Showcasing the model’s well-defined physique exemplifies the type of people who use Active3. He is clearly meant to be an attractive man, and highlighting his physical appeal – which, in the viewer’s mind, will be associated with potential sex appeal and dominance – makes the product more tempting. In other words, showing a “cool” and “contemporary” man use Active3 makes the viewer trust the product more, especially given the average age of a male GQ reader is 32. In addition, the viewer will in some ways want to see himself as the model: powerful yet approachable. Add to that the model’s warm and inviting smile, and the viewer can feel a sense of belonging with the other supposedly “cool” men who use Active3.

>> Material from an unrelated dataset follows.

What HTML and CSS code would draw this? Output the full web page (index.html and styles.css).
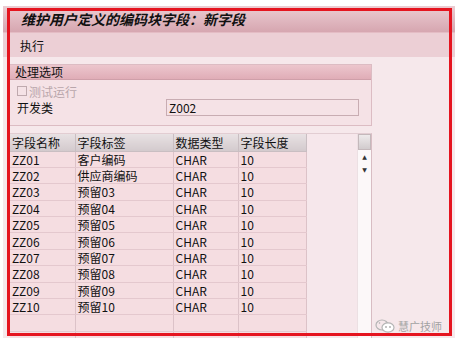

            The catchphrase that ties the whole ad together is listed in the bottom left corner: “What Men Want.” This brief proclamation exemplifies the stereotype that men care little about body care products so as to not appear effeminate or simply because they have more pressing matters to deal with. But the phrase also refers to the implicit messages in the advertisement that apply to most men. Men want to save time when getting ready and have little hassle, they want to feel masculine, and they want to exude confidence and a playful charm. By adding this seemingly unimportant phrase, Nivea creates a sense of inclusion for potential consumers because Nivea assures their target audience that other men like them want this too.


Works Cited

"Demographics."  Demographics . Mega Media Marketing. Web. 23 Jan. 2017. <>.